Há uma série de críticas, no Brasil, sobre a obrigatoriedade do voto. Essas críticas são infundadas pelo seguinte: Aqui no Brasil o voto não é obrigatório.
Vejamos: o cidadão pode votar em branco, anular o voto, justificar sua ausência no caso de estar em outra cidade ou, em último caso, se não fizer qualquer das anteriores, tem até 90 dias para regularizar sua situação eleitoral, pagando uma multa irrisória de cerca de três reais.
Portanto, o voto não é obrigatório, mas é preciso que o cidadão reconheça minimamente a existência do processo eleitoral – afinal, milhares de brasileiros foram torturados e mortos na luta por esse direito. Em suma, os cidadãos querem ter o direito ao voto, mas uma parte considerável se sente ofendida por este direito trazer consigo algumas obrigações. Neste momento, a ofensa aparece como um ataque à liberdade individual, o que nos serve para pensar um traço universal das sociedades pós-modernas: a banalização do conceito de liberdade.
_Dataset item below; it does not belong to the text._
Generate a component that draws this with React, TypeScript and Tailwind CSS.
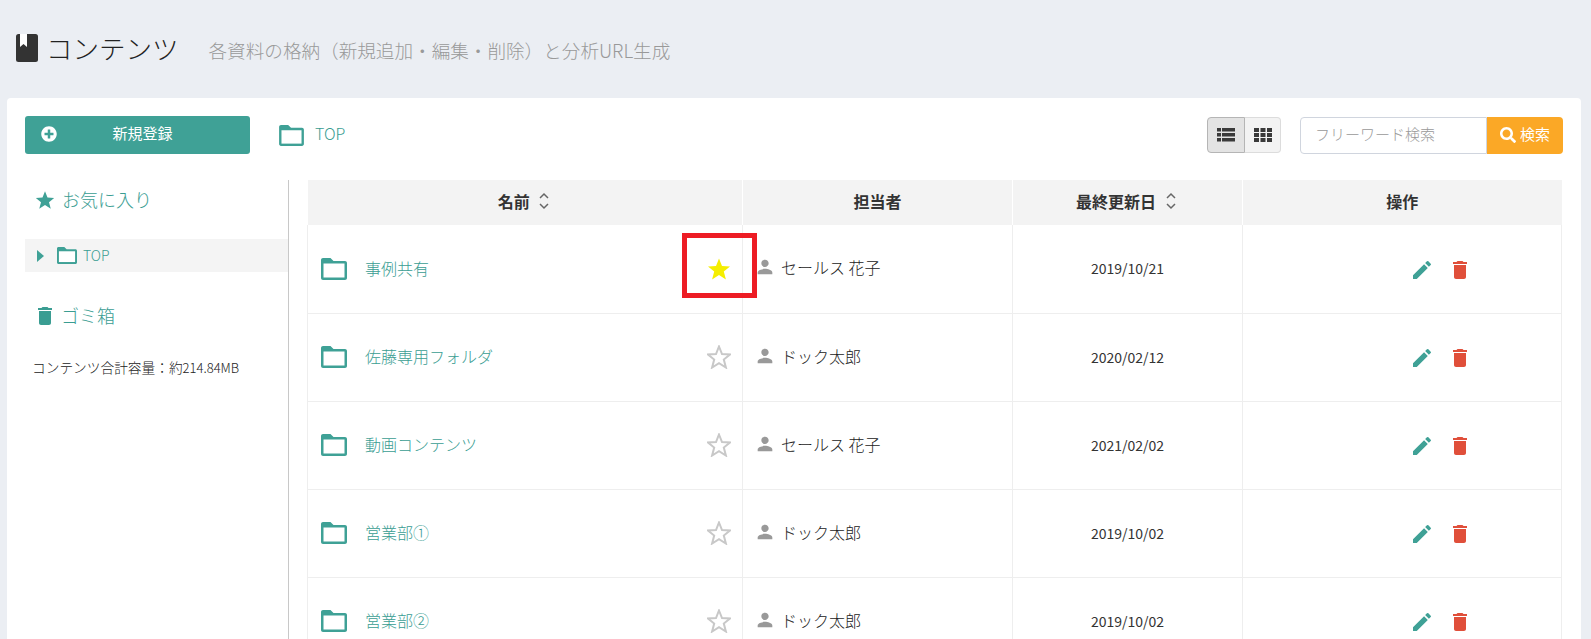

Ao contrário de uma discussão moderna, muito mais complexa, em que a busca pela liberdade implica a possibilidade de escolha sobre uma profissão, uma posição em relação à sexualidade, ao desejo, a possibilidade de construir uma sociedade melhor e de expressar a opinião sobre as questões políticas realmente relevantes – o conceito banalizado de liberdade resume-se à capacidade de se fazer o que quiser, consumir de tudo e falar qualquer coisa sobre qualquer pessoa.
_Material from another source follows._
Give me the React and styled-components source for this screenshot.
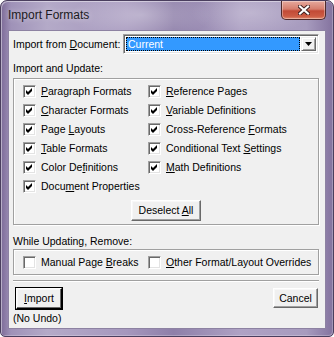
import React from 'react';
import styled, { createGlobalStyle } from 'styled-components';

const Global = createGlobalStyle`
  html, body { margin: 0; padding: 0; background: #ffffff; }
  body { font-family: "Liberation Sans", Arial, sans-serif; }
  #root { width: 334px; height: 337px; }
`;

const Window = styled.div`
  width: 334px;
  height: 337px;
  box-sizing: border-box;
  border: 1px solid #4a3e5e;
  border-radius: 7px 7px 5px 5px;
  padding: 0 7px 7px 7px;
  display: flex;
  flex-direction: column;
  background:
    radial-gradient(ellipse 70px 26px at 140px 14px, rgba(255,255,255,0.32), rgba(255,255,255,0)),
    radial-gradient(ellipse 60px 22px at 250px 12px, rgba(255,255,255,0.22), rgba(255,255,255,0)),
    linear-gradient(90deg, #7d6b98 0%, #9f92b8 3%, #b4aac8 14%, #a597bd 38%, #8e7fa9 52%, #aea2c4 72%, #a79bbe 92%, #84739f 100%);
  box-shadow: inset 1px 1px 0 rgba(255,255,255,0.45), inset -1px -1px 0 rgba(255,255,255,0.25);
`;

const TitleBar = styled.div`
  height: 29px;
  display: flex;
  justify-content: space-between;
  align-items: flex-start;
  flex: none;
`;

const Title = styled.div`
  font-family: "Liberation Sans", Arial, sans-serif;
  font-size: 12px;
  color: #1c1a22;
  line-height: 14px;
  margin-top: 7px;
  text-shadow: 0 0 6px rgba(255,255,255,0.6);
`;

const CloseButton = styled.div`
  width: 45px;
  height: 19px;
  box-sizing: border-box;
  border: 1px solid #4f2b2b;
  border-top: none;
  border-radius: 0 0 5px 5px;
  background: linear-gradient(180deg, #e6a99d 0%, #d67d6d 45%, #c24a36 55%, #cc5c44 85%, #e08a6e 100%);
  box-shadow: inset 0 0 0 1px rgba(255,255,255,0.35);
  display: flex;
  align-items: center;
  justify-content: center;
`;

const Client = styled.div`
  flex: 1;
  box-sizing: border-box;
  background: #f0f0f0;
  border: 1px solid #8d82a2;
  padding: 3px 6px 0 4px;
  display: flex;
  flex-direction: column;
  font-size: 10.5px;
  color: #000;
`;

const DocRow = styled.div`
  height: 20px;
  display: flex;
  align-items: center;
  justify-content: space-between;
`;

const Text = styled.span`
  line-height: 13px;
  white-space: nowrap;
`;

const Key = styled.span`
  text-decoration: underline;
  text-underline-offset: 1px;
`;

const Select = styled.div`
  width: 196px;
  height: 20px;
  box-sizing: border-box;
  background: #fff;
  border: 1px solid;
  border-color: #a0a0a0 #ffffff #ffffff #a0a0a0;
  box-shadow: inset 1px 1px 0 #696969, inset -1px -1px 0 #e3e3e3;
  padding: 2px;
  display: flex;
  align-items: stretch;
  gap: 1px;
`;

const Chosen = styled.div`
  flex: 1;
  background: #3399ff;
  color: #fff;
  outline: 1px dotted #000;
  outline-offset: -1px;
  padding-left: 2px;
  display: flex;
  align-items: center;
  font-size: 10.5px;
`;

const ArrowButton = styled.div`
  width: 15px;
  box-sizing: border-box;
  background: #f0f0f0;
  border: 1px solid;
  border-color: #f0f0f0 #696969 #696969 #f0f0f0;
  box-shadow: inset 1px 1px 0 #fff, inset -1px -1px 0 #a0a0a0;
  display: flex;
  align-items: center;
  justify-content: center;
`;

const SectionLabel = styled.div`
  line-height: 13px;
  margin-top: ${p => p.$top}px;
  white-space: nowrap;
`;

const GroupBox = styled.div`
  margin-top: ${p => p.$top}px;
  box-sizing: border-box;
  border: 1px solid #a0a0a0;
  box-shadow: 1px 1px 0 #fff, inset 1px 1px 0 #fff;
  width: 306px;
  padding: ${p => p.$pad};
  display: flex;
  flex-direction: column;
  align-items: center;
`;

const CheckGrid = styled.div`
  align-self: stretch;
  display: grid;
  grid-template-columns: 125px 1fr;
  grid-template-rows: ${p => `repeat(${p.$rows}, ${p.$rowH}px)`};
  grid-auto-flow: column;
  padding-left: 9px;
`;

const CheckItem = styled.label`
  display: flex;
  align-items: center;
  gap: 5px;
  white-space: nowrap;
`;

const Box = styled.span`
  width: 13px;
  height: 13px;
  flex: none;
  box-sizing: border-box;
  background: #fff;
  border: 1px solid;
  border-color: #a0a0a0 #ffffff #ffffff #a0a0a0;
  box-shadow: inset 1px 1px 0 #696969, inset -1px -1px 0 #e3e3e3;
  display: flex;
  align-items: center;
  justify-content: center;
`;

const Button = styled.div`
  box-sizing: border-box;
  width: ${p => p.$w}px;
  height: ${p => p.$h}px;
  background: #f0f0f0;
  border: 1px solid;
  border-color: #ffffff #696969 #696969 #ffffff;
  box-shadow: inset -1px -1px 0 #a0a0a0, inset 1px 1px 0 #f8f8f8;
  display: flex;
  align-items: center;
  justify-content: center;
  line-height: 13px;
  white-space: nowrap;
  ${p => p.$default && `
    outline: 1px solid #000;
    border-color: #ffffff #000000 #000000 #ffffff;
    box-shadow: inset -1px -1px 0 #696969, inset 1px 1px 0 #f8f8f8;
  `}
`;

const DeselectWrap = styled.div`
  margin-top: 4px;
`;

const Separator = styled.div`
  margin-top: 5px;
  width: 306px;
  height: 0;
  border-top: 1px solid #a0a0a0;
  border-bottom: 1px solid #fff;
`;

const ButtonRow = styled.div`
  margin-top: 6px;
  display: flex;
  justify-content: space-between;
  align-items: flex-start;
  width: 305px;
  padding-left: 3px;
  box-sizing: border-box;
`;

const Note = styled.div`
  margin-top: 3px;
  line-height: 13px;
`;

const Check = () => (
  <svg width="7" height="7" viewBox="0 0 7 7">
    <polygon points="0,2 2,4 6,0 6,3 2,7 0,5" fill="#000" />
  </svg>
);

const CheckBox = ({ checked, children }) => (
  <CheckItem>
    <Box>{checked && <Check />}</Box>
    <Text>{children}</Text>
  </CheckItem>
);

export default function App() {
  return (
    <>
      <Global />
      <Window>
        <TitleBar>
          <Title>Import Formats</Title>
          <CloseButton>
            <svg width="12" height="10" viewBox="0 0 12 10">
              <path d="M2 1.5 L10 8.5 M10 1.5 L2 8.5" stroke="#3b1e1e" strokeWidth="4" strokeLinecap="square" />
              <path d="M2 1.5 L10 8.5 M10 1.5 L2 8.5" stroke="#ffffff" strokeWidth="2.2" strokeLinecap="square" />
            </svg>
          </CloseButton>
        </TitleBar>
        <Client>
          <DocRow>
            <Text>Import from <Key>D</Key>ocument:</Text>
            <Select>
              <Chosen>Current</Chosen>
              <ArrowButton>
                <svg width="7" height="4" viewBox="0 0 7 4">
                  <polygon points="0,0 7,0 3.5,4" fill="#000" />
                </svg>
              </ArrowButton>
            </Select>
          </DocRow>
          <SectionLabel $top={8}>Import and Update:</SectionLabel>
          <GroupBox $top={3} $pad="3px 0 3px 0">
            <CheckGrid $rows={6} $rowH={19}>
              <CheckBox checked><Key>P</Key>aragraph Formats</CheckBox>
              <CheckBox checked><Key>C</Key>haracter Formats</CheckBox>
              <CheckBox checked>Page <Key>L</Key>ayouts</CheckBox>
              <CheckBox checked><Key>T</Key>able Formats</CheckBox>
              <CheckBox checked>Color De<Key>f</Key>initions</CheckBox>
              <CheckBox checked>Docu<Key>m</Key>ent Properties</CheckBox>
              <CheckBox checked><Key>R</Key>eference Pages</CheckBox>
              <CheckBox checked><Key>V</Key>ariable Definitions</CheckBox>
              <CheckBox checked>Cross-Reference <Key>F</Key>ormats</CheckBox>
              <CheckBox checked>Conditional Text <Key>S</Key>ettings</CheckBox>
              <CheckBox checked><Key>M</Key>ath Definitions</CheckBox>
            </CheckGrid>
            <DeselectWrap>
              <Button $w={70} $h={21}><Text>Deselect <Key>A</Key>ll</Text></Button>
            </DeselectWrap>
          </GroupBox>
          <SectionLabel $top={10}>While Updating, Remove:</SectionLabel>
          <GroupBox $top={1} $pad="0">
            <CheckGrid $rows={1} $rowH={24}>
              <CheckBox>Manual Page <Key>B</Key>reaks</CheckBox>
              <CheckBox><Key>O</Key>ther Format/Layout Overrides</CheckBox>
            </CheckGrid>
          </GroupBox>
          <Separator />
          <ButtonRow>
            <Button $w={46} $h={21} $default><Text><Key>I</Key>mport</Text></Button>
            <Button $w={45} $h={20}>Cancel</Button>
          </ButtonRow>
          <Note>(No Undo)</Note>
        </Client>
      </Window>
    </>
  );
}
Nesta medida, ter de dar alguma satisfação a uma instância superior – no caso, ao tribunal eleitoral – aparece como grave cerceamento desta liberdade banalizada.
E a psicanálise, onde entra nesta história? A psicanálise ganha relevância à medida em que muitas pessoas que querem votar incomodam-se ao se sentirem obrigadas a fazê-lo. Aqui surge a importância do conceito de superego tirânico, uma instância que, como o nome sugere, tiraniza o ego, impele o eu a procurar uma satisfação absoluta apenas para escancarar sua condição de castrado. Assim, em situações em que poderia ficar feliz, o sujeito neurótico se sente constrangido, pois se vê obrigado a aceitar uma satisfação que, no fundo, sabe que será incompleta, ainda que bastante prazerosa.
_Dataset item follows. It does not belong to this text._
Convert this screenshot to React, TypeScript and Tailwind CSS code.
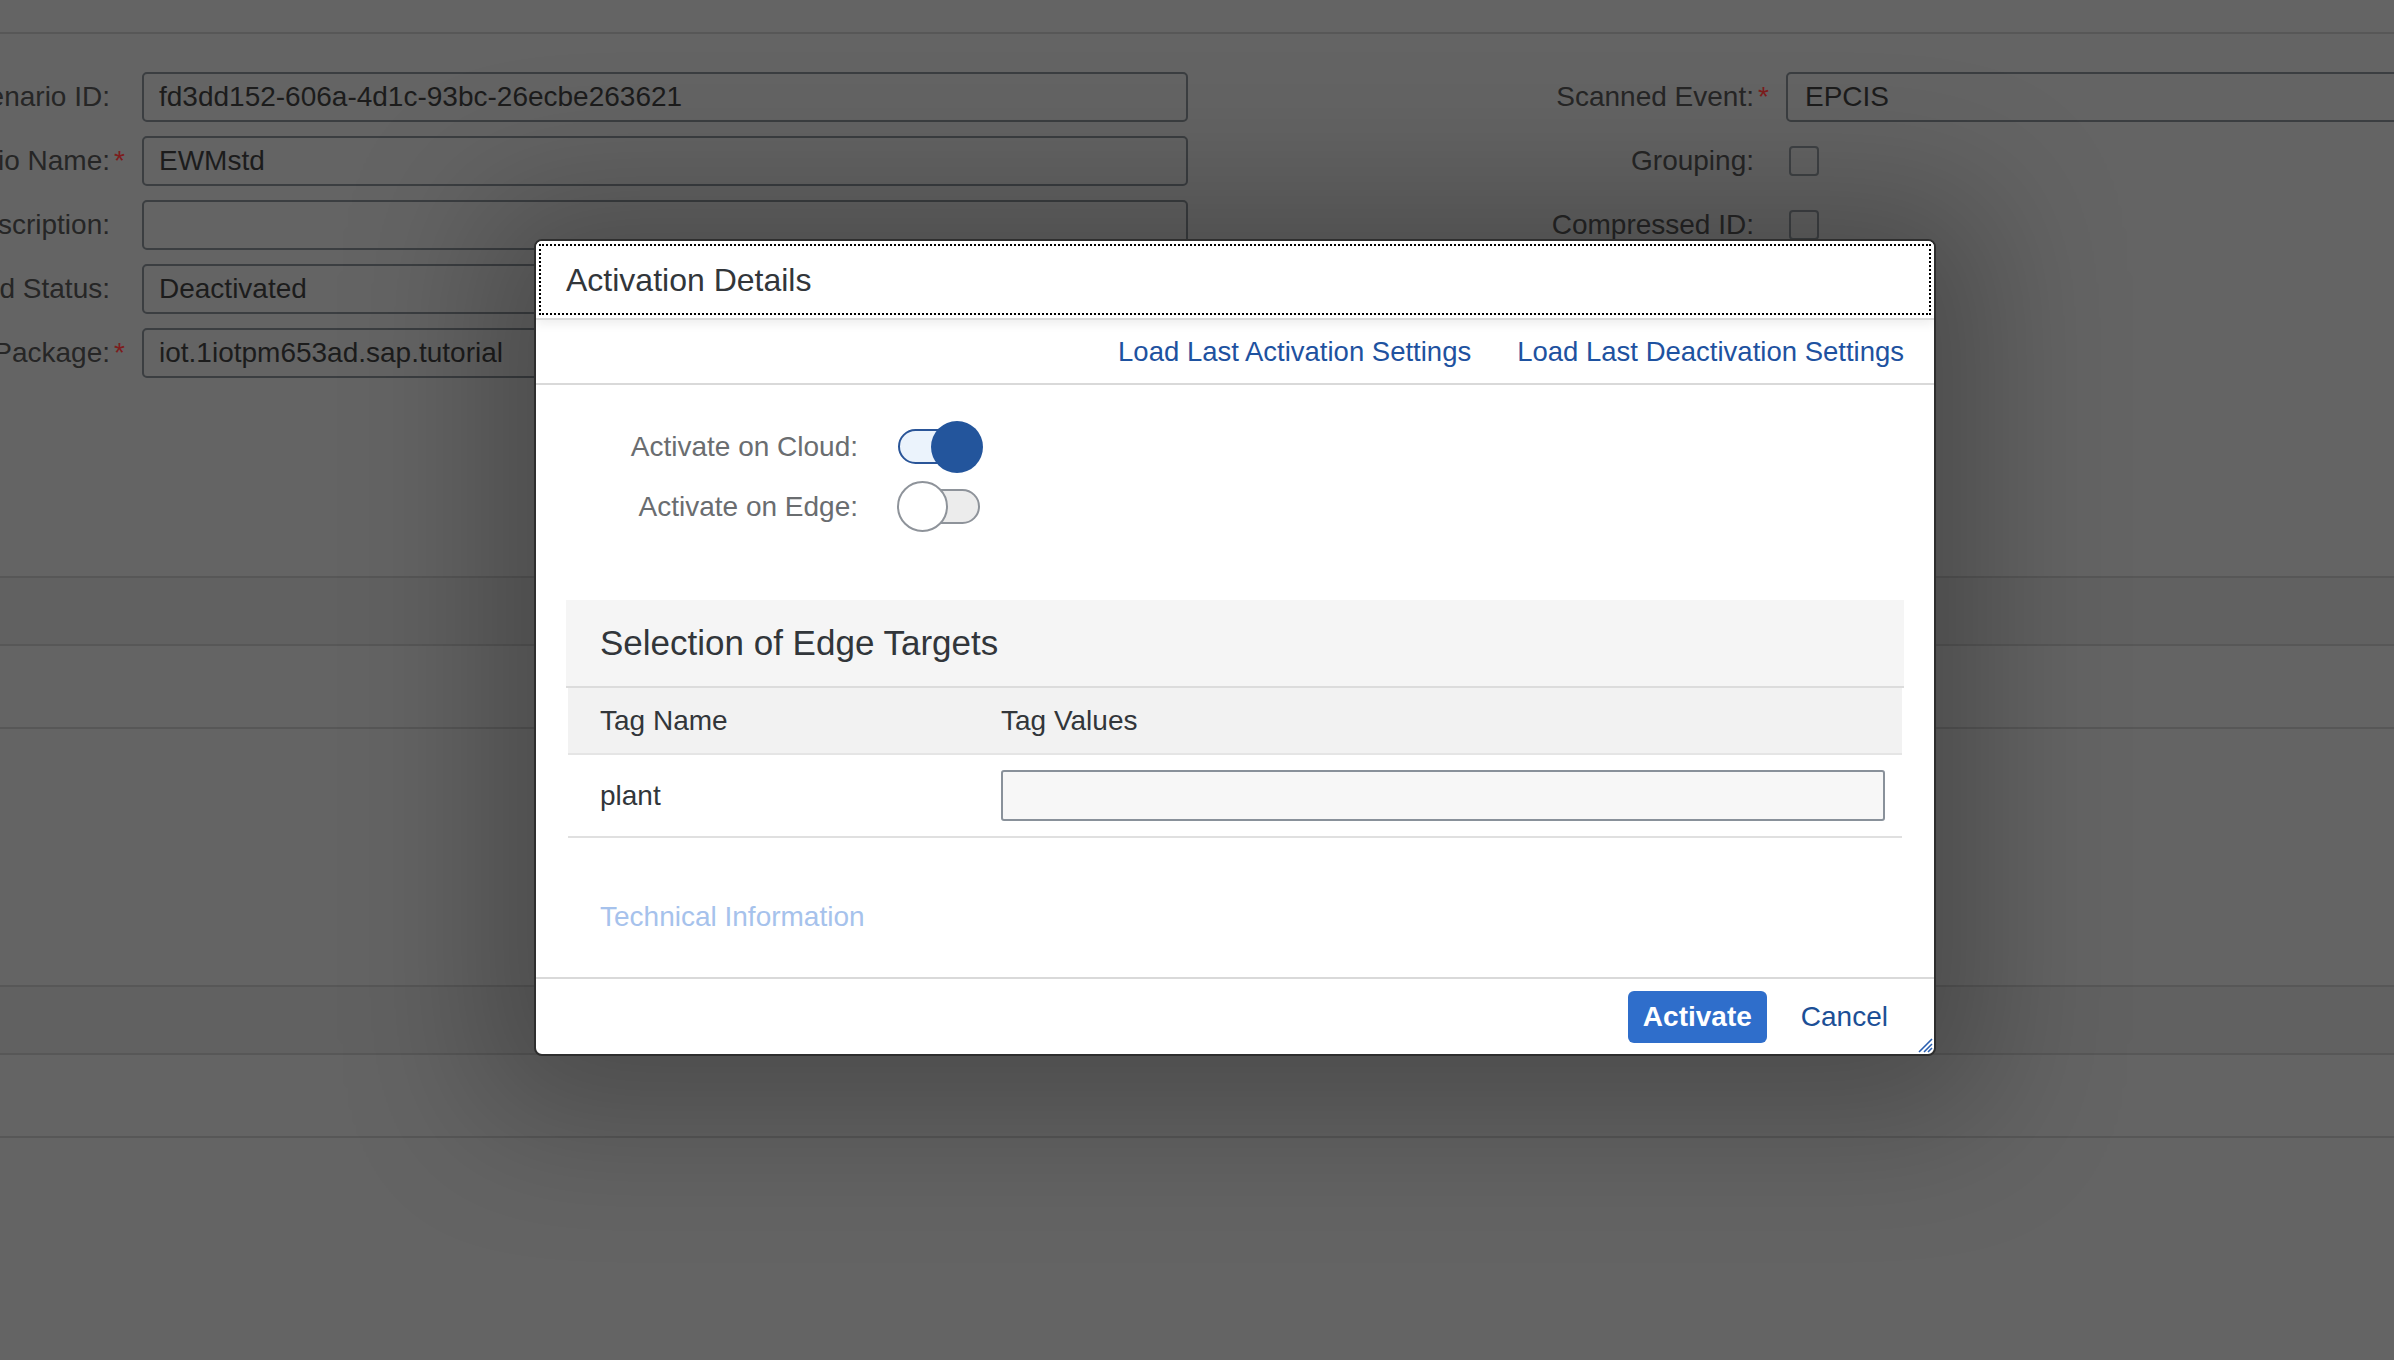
import React from "react";

type Field = { label: string; req?: boolean; value: string };

const leftFields: Field[] = [
  { label: "Scenario ID:", value: "fd3dd152-606a-4d1c-93bc-26ecbe263621" },
  { label: "Scenario Name:", req: true, value: "EWMstd" },
  { label: "Description:", value: "" },
  { label: "Deployed Status:", value: "Deactivated" },
  { label: "Package:", req: true, value: "iot.1iotpm653ad.sap.tutorial" },
];

function Switch({ on }: { on: boolean }) {
  if (on) {
    return (
      <div className="relative h-[52px] w-[86px]">
        <div className="absolute left-[1px] top-[8px] h-[35px] w-[70px] rounded-full border-2 border-[#2a5598] bg-[#ebf3fc]" />
        <div className="absolute right-0 top-0 h-[52px] w-[52px] rounded-full bg-[#23559c]" />
      </div>
    );
  }
  return (
    <div className="relative h-[52px] w-[86px]">
      <div className="absolute left-[20px] right-[3px] top-[8px] h-[35px] rounded-full border-2 border-[#8e939a] bg-[#ececec]" />
      <div className="absolute left-0 top-0 h-[51px] w-[51px] rounded-full border-2 border-[#8e939a] bg-white" />
    </div>
  );
}

function BgRow({ field, right }: { field: Field; right?: React.ReactNode }) {
  return (
    <div className="flex h-[50px] items-center">
      <div className="flex w-[110px] shrink-0 justify-end overflow-hidden whitespace-nowrap text-[#262626]">
        {field.label}
      </div>
      <span className="w-[32px] shrink-0 pl-[4px] text-[#7d1c1c]">{field.req ? "*" : ""}</span>
      <div className="flex h-[50px] w-[1046px] shrink-0 items-center rounded-[5px] border-2 border-[#3b3e41] px-[15px] text-[#1c1c1c]">
        {field.value}
      </div>
      {right}
    </div>
  );
}

function RightItem({ label, req, children }: { label: string; req?: boolean; children: React.ReactNode }) {
  return (
    <div className="ml-[112px] flex shrink-0 items-center">
      <div className="w-[454px] shrink-0 text-right whitespace-nowrap text-[#262626]">{label}</div>
      <span className="w-[32px] shrink-0 pl-[4px] text-[#7d1c1c]">{req ? "*" : ""}</span>
      {children}
    </div>
  );
}

const Checkbox = () => (
  <div className="ml-[3px] h-[30px] w-[30px] shrink-0 rounded-[4px] border-2 border-[#3f4245]" />
);

export default function App() {
  return (
    <div className="relative h-[1360px] w-[2394px] overflow-hidden bg-[#646464] font-['Liberation_Sans',Arial,sans-serif] text-[28px] leading-[40px]">
      {/* page behind the dialog */}
      <div className="h-[34px] border-b-2 border-[#575757]" />
      <div className="flex flex-col gap-[14px] pt-[38px]">
        <BgRow
          field={leftFields[0]}
          right={
            <RightItem label="Scanned Event:" req>
              <div className="flex h-[50px] w-[700px] shrink-0 items-center rounded-[5px] border-2 border-[#3b3e41] px-[17px] text-[#1c1c1c]">
                EPCIS
              </div>
            </RightItem>
          }
        />
        <BgRow
          field={leftFields[1]}
          right={
            <RightItem label="Grouping:">
              <Checkbox />
            </RightItem>
          }
        />
        <BgRow
          field={leftFields[2]}
          right={
            <RightItem label="Compressed ID:">
              <Checkbox />
            </RightItem>
          }
        />
        <BgRow field={leftFields[3]} />
        <BgRow field={leftFields[4]} />
      </div>
      <div className="mt-[198px]">
        <div className="h-[68px] border-t-2 border-[#575757] bg-[#616161]" />
        <div className="h-[83px] border-t-2 border-[#575757]" />
        <div className="h-[258px] border-t-2 border-[#575757]" />
        <div className="h-[68px] border-t-2 border-[#575757] bg-[#616161]" />
        <div className="h-[83px] border-t-2 border-[#575757]" />
        <div className="border-t-2 border-[#575757]" />
      </div>

      {/* dialog */}
      <div className="absolute left-[534px] top-[239px] flex h-[817px] w-[1402px] flex-col overflow-hidden rounded-[8px] border-2 border-[#2e2e2e] bg-white shadow-[0_10px_140px_50px_rgba(0,0,0,0.25)]">
        <div className="relative z-10 h-[79px] shrink-0 border-b-2 border-[#d9d9d9] bg-white p-[3px] shadow-[0_4px_10px_rgba(0,0,0,0.07)]">
          <div className="flex h-full items-center border-2 border-dotted border-black pl-[25px] text-[32px] text-[#32363a]">
            Activation Details
          </div>
        </div>
        <div className="flex h-[65px] shrink-0 items-center justify-end gap-[46px] border-b-2 border-[#d9d9d9] pr-[30px] text-[27.5px] text-[#1e52a0]">
          <span>Load Last Activation Settings</span>
          <span>Load Last Deactivation Settings</span>
        </div>

        <div className="flex-1 px-[30px] pt-[32px]">
          <div className="flex h-[60px] items-center">
            <div className="w-[292px] text-right text-[#6a6d70]">Activate on Cloud:</div>
            <div className="ml-[39px]">
              <Switch on />
            </div>
          </div>
          <div className="flex h-[60px] items-center">
            <div className="w-[292px] text-right text-[#6a6d70]">Activate on Edge:</div>
            <div className="ml-[39px]">
              <Switch on={false} />
            </div>
          </div>

          <div className="mt-[63px]">
            <div className="flex h-[88px] items-center border-b-2 border-[#dcdcdc] bg-[#f5f5f5] pl-[34px] text-[35px] text-[#32363a]">
              Selection of Edge Targets
            </div>
            <div className="mx-[2px]">
              <div className="flex h-[67px] items-center border-b-2 border-[#e5e5e5] bg-[#f2f2f2] text-[#32363a]">
                <div className="w-[433px] pl-[32px]">Tag Name</div>
                <div>Tag Values</div>
              </div>
              <div className="flex h-[83px] items-center border-b-2 border-[#e0e0e0] text-[#32363a]">
                <div className="w-[433px] pl-[32px]">plant</div>
                <div className="h-[51px] w-[884px] rounded-[3px] border-2 border-[#89919a] bg-[#f7f7f7]" />
              </div>
            </div>
          </div>

          <div className="mt-[59px] pl-[34px] text-[#a6c2ec]">Technical Information</div>
        </div>

        <div className="flex h-[77px] shrink-0 items-center justify-end gap-[18px] border-t-2 border-[#d9d9d9] pr-[30px]">
          <button className="h-[52px] w-[139px] rounded-[6px] bg-[#2f6ecb] font-bold text-white">Activate</button>
          <button className="h-[52px] px-[16px] text-[#1c4f96]">Cancel</button>
        </div>

        <svg className="absolute bottom-[1px] right-[1px]" width="18" height="18" viewBox="0 0 18 18">
          <path d="M4 17 L17 4 M9 17 L17 9 M13 17 L17 13" stroke="#2a5fb0" strokeWidth="1.6" />
        </svg>
      </div>
    </div>
  );
}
Um exemplo seria um noivo ou uma noiva que amam o pretendente, querem se casar, mas que, quando veem os preparativos para o evento, sentem-se angustiados, perseguidos, pois percebem que estão em um caminho de difícil retorno, a tal ponto que, na véspera da cerimônia, já não é mais possível retroceder – e o sujeito em questão não quer retroceder, quer se casar – mas a ideia da obrigatoriedade o persegue, ele começa a colocar em dúvida seus sentimentos, sua escolha, e sente-se tentado a encontrar um jeito de estragar o casamento.
Com a ideia da liberdade, em geral, e do voto, em particular, ocorre algo semelhante. O sujeito quer ter a oportunidade de escolha, mas não aceita qualquer interferência, influência e nem mesmo a ideia de sua irreversibilidade. Ou seja, para este sujeito, o ideal seria poder tomar uma decisão com autonomia absoluta e ter o direito de refazer essa escolha conforme sua vontade, tomando todos os caminhos possíveis. A partir de então, qualquer instância que impeça que o sujeito refaça sua escolha – ou seja, que o responsabilize em sua escolha – surgirá como mecanismo tirânico e cerceador de liberdade.